*Challenge*: Pick out all lines in the listing holding the string "styles" and copy them.

*Stored data*:
* start *

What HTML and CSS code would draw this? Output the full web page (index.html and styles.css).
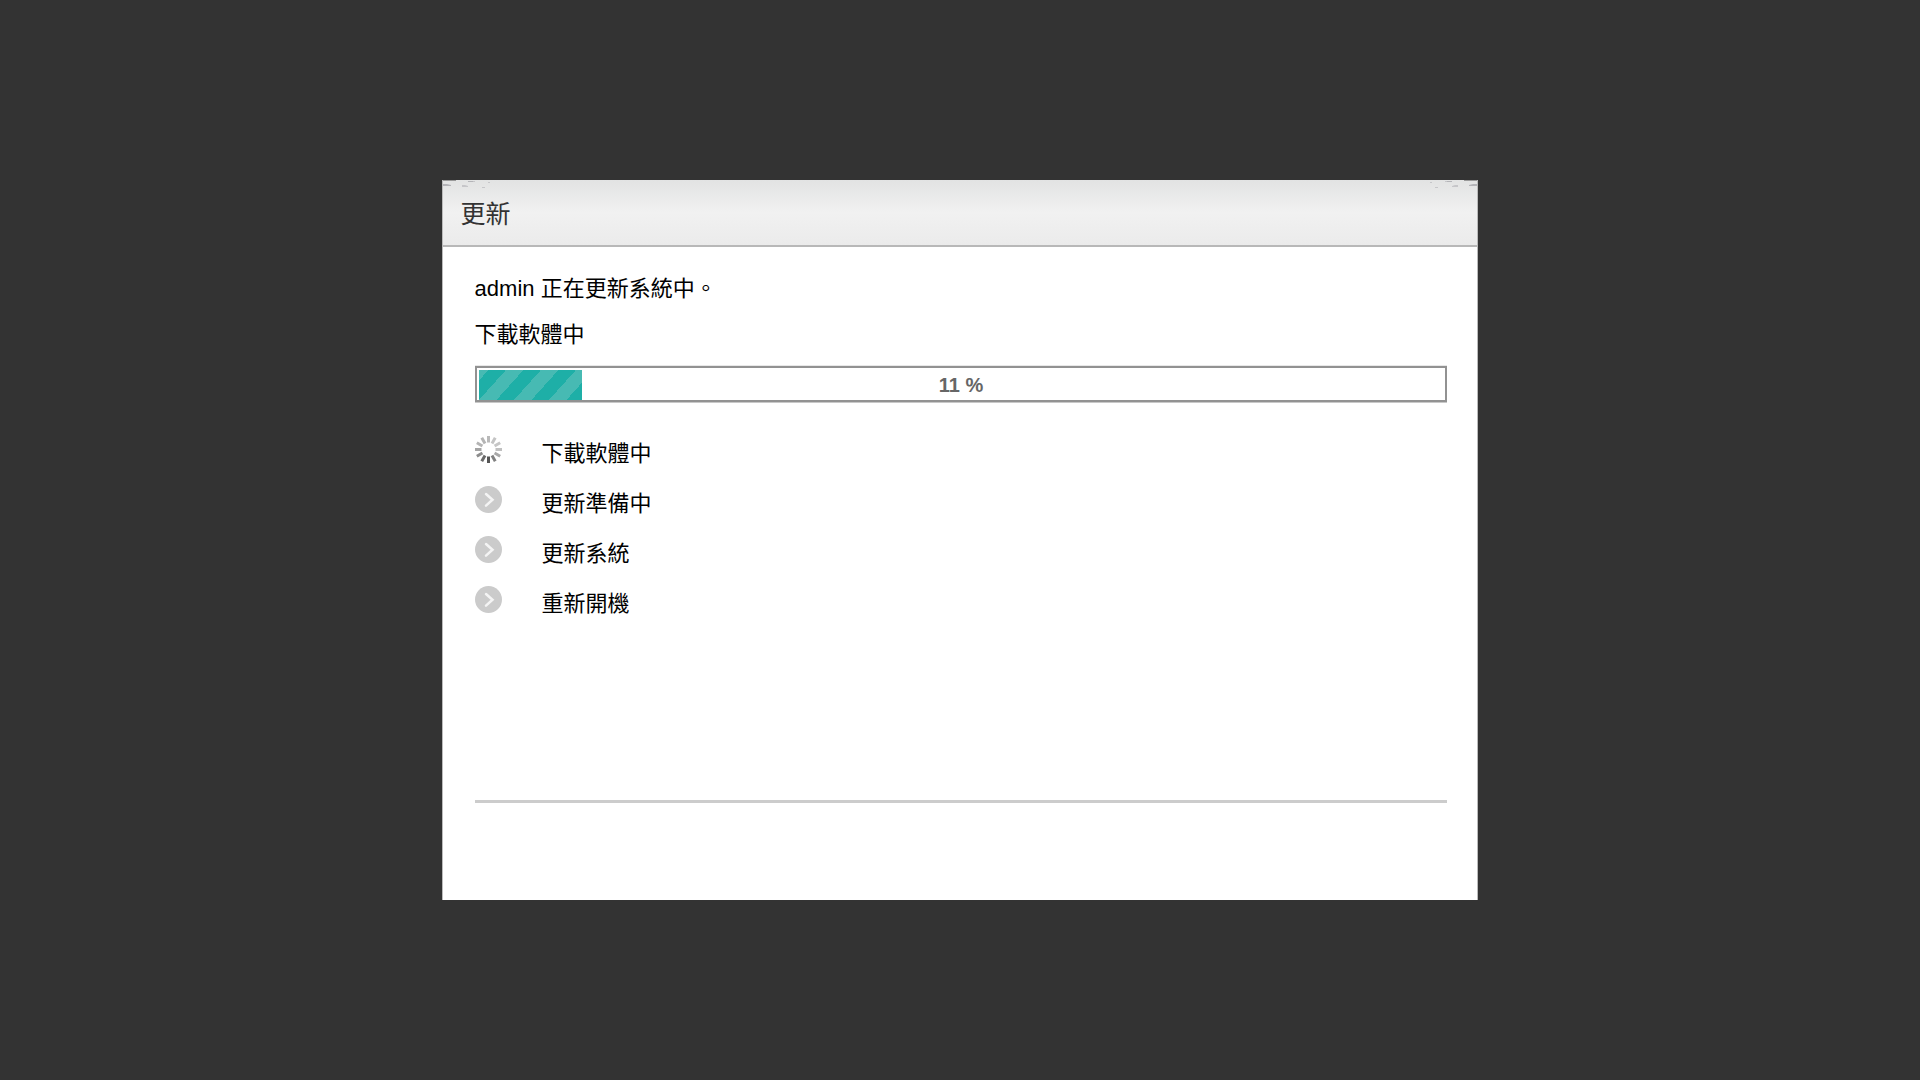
FILE: index.html
```html
<!DOCTYPE html>
<html lang="zh-Hant">
<head>
  <meta charset="UTF-8">
  <title>更新</title>
  <link rel="stylesheet" href="styles.css">
</head>
<body>
<!-- shared symbols -->
<svg class="symbols" aria-hidden="true">
  <symbol id="wait" viewBox="0 0 27 27">
    <circle cx="13.5" cy="13.5" r="13.5" fill="#cbcbcb"/>
    <path d="M11 8l6.5 5.8L11 19.6" fill="none" stroke="#f4f4f4" stroke-width="2.5" stroke-linecap="round"/>
  </symbol>
  <symbol id="loading" viewBox="0 0 27 27">
    <g stroke-width="3">
      <path stroke="#b9b9b9" d="M13.5 0v6.5"/>
      <path stroke="#c4c4c4" d="M13.5 0v6.5" transform="rotate(30 13.5 13.5)"/>
      <path stroke="#c6c6c6" d="M13.5 0v6.5" transform="rotate(60 13.5 13.5)"/>
      <path stroke="#c0c0c0" d="M13.5 0v6.5" transform="rotate(90 13.5 13.5)"/>
      <path stroke="#a8a8a8" d="M13.5 0v6.5" transform="rotate(120 13.5 13.5)"/>
      <path stroke="#808080" d="M13.5 0v6.5" transform="rotate(150 13.5 13.5)"/>
      <path stroke="#555555" d="M13.5 0v6.5" transform="rotate(180 13.5 13.5)"/>
      <path stroke="#6a6a6a" d="M13.5 0v6.5" transform="rotate(210 13.5 13.5)"/>
      <path stroke="#8c8c8c" d="M13.5 0v6.5" transform="rotate(240 13.5 13.5)"/>
      <path stroke="#a4a4a4" d="M13.5 0v6.5" transform="rotate(270 13.5 13.5)"/>
      <path stroke="#b4b4b4" d="M13.5 0v6.5" transform="rotate(300 13.5 13.5)"/>
      <path stroke="#b4b4b4" d="M13.5 0v6.5" transform="rotate(330 13.5 13.5)"/>
    </g>
  </symbol>
  <symbol id="corner" viewBox="0 0 48 9">
    <path fill="#999999" d="M0 0h13v1H0z"/>
    <path fill="#b4b4b8" d="M0 4h4l4 1v1H0zM25 1h5v1h-5z"/>
    <path fill="#c6c6c9" d="M19 5h3l3 1v1h-6zM30 1h2v1h-2zM39 7h3v1h-3zM45 2h2v1h-2z"/>
  </symbol>
</svg>

<main class="dialog">
  <div class="dialog-header">
    <svg class="corner"><use href="#corner"/></svg>
    <h1 class="dialog-title">更新</h1>
    <svg class="corner corner-right"><use href="#corner"/></svg>
  </div>
  <div class="dialog-body">
    <p class="message">admin 正在更新系統中。</p>
    <p class="message" id="status">下載軟體中</p>

    <div class="progress" role="progressbar" aria-labelledby="status" aria-valuemin="0" aria-valuemax="100" aria-valuenow="11">
      <div class="progress-fill" style="width: 10.7%"></div>
      <span class="progress-text">11 %</span>
    </div>

    <ul class="steps">
      <li><svg class="icon"><use href="#loading"/></svg><span>下載軟體中</span></li>
      <li><svg class="icon"><use href="#wait"/></svg><span>更新準備中</span></li>
      <li><svg class="icon"><use href="#wait"/></svg><span>更新系統</span></li>
      <li><svg class="icon"><use href="#wait"/></svg><span>重新開機</span></li>
    </ul>
  </div>
  <div class="dialog-footer"></div>
</main>
</body>
</html>
```
FILE: styles.css
```css
* {
  box-sizing: border-box;
}

body {
  margin: 0;
  min-height: 100vh;
  display: flex;
  align-items: center;
  justify-content: center;
  background-color: #333333;
  color: #000000;
  font-family: "Liberation Sans", "Noto Sans CJK TC", sans-serif;
  font-size: 22px;
  line-height: 30px;
}

.symbols {
  display: none;
}

.dialog {
  display: flex;
  flex-direction: column;
  width: 54%;
  min-height: 720px;
  background-color: #ffffff;
  border: 1px solid #bbbbbb;
  border-top: 0;
  border-bottom: 0;
}

.dialog-header {
  position: relative;
  padding: 19px 18px 16px;
  background: linear-gradient(#e2e3e3, #f1f1f1 50%, #ebebeb);
  border-bottom: 2px solid #b8b8b8;
}

.dialog-title {
  margin: 0;
  font-size: 25px;
  font-weight: normal;
  color: #333333;
}

/* worn edge over both top corners */
.corner {
  position: absolute;
  top: 0;
  left: 0;
  width: 48px;
  height: 9px;
}

.corner-right {
  left: auto;
  right: 0;
  transform: scaleX(-1);
}

.dialog-body {
  flex: 1;
  margin: 0 30px 0 32px;
  padding-top: 27px;
  border-bottom: 3px solid #cccccc;
}

.message {
  margin: 0 0 16px;
}

.progress {
  position: relative;
  height: 36px;
  padding: 2px 2px 0;
  border: 2px solid #929292;
  box-shadow: 0 -1px 0 #e8e8e8, 0 1px 0 #c8c8c8;
}

.progress-fill {
  height: 30px;
  background: repeating-linear-gradient(132deg, #47bab3 0, #47bab3 7px, #1eafa7 7px, #1eafa7 20px, #47bab3 20px, #47bab3 26px);
}

/* sits over the fill */
.progress-text {
  position: absolute;
  top: 0;
  left: 0;
  width: 100%;
  line-height: 34px;
  font-size: 20px;
  font-weight: bold;
  color: #666666;
  text-align: center;
}

.steps {
  display: grid;
  gap: 17px;
  margin: 34px 0 0;
  padding: 0;
  list-style: none;
}

.steps li {
  display: flex;
  gap: 40px;
}

.steps span {
  padding-top: 3px;
}

.icon {
  width: 27px;
  height: 27px;
}

.dialog-footer {
  height: 97px;
}
```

* end *

*Answer to the task*:
What HTML and CSS code would draw this? Output the full web page (index.html and styles.css).
  <link rel="stylesheet" href="styles.css">
FILE: styles.css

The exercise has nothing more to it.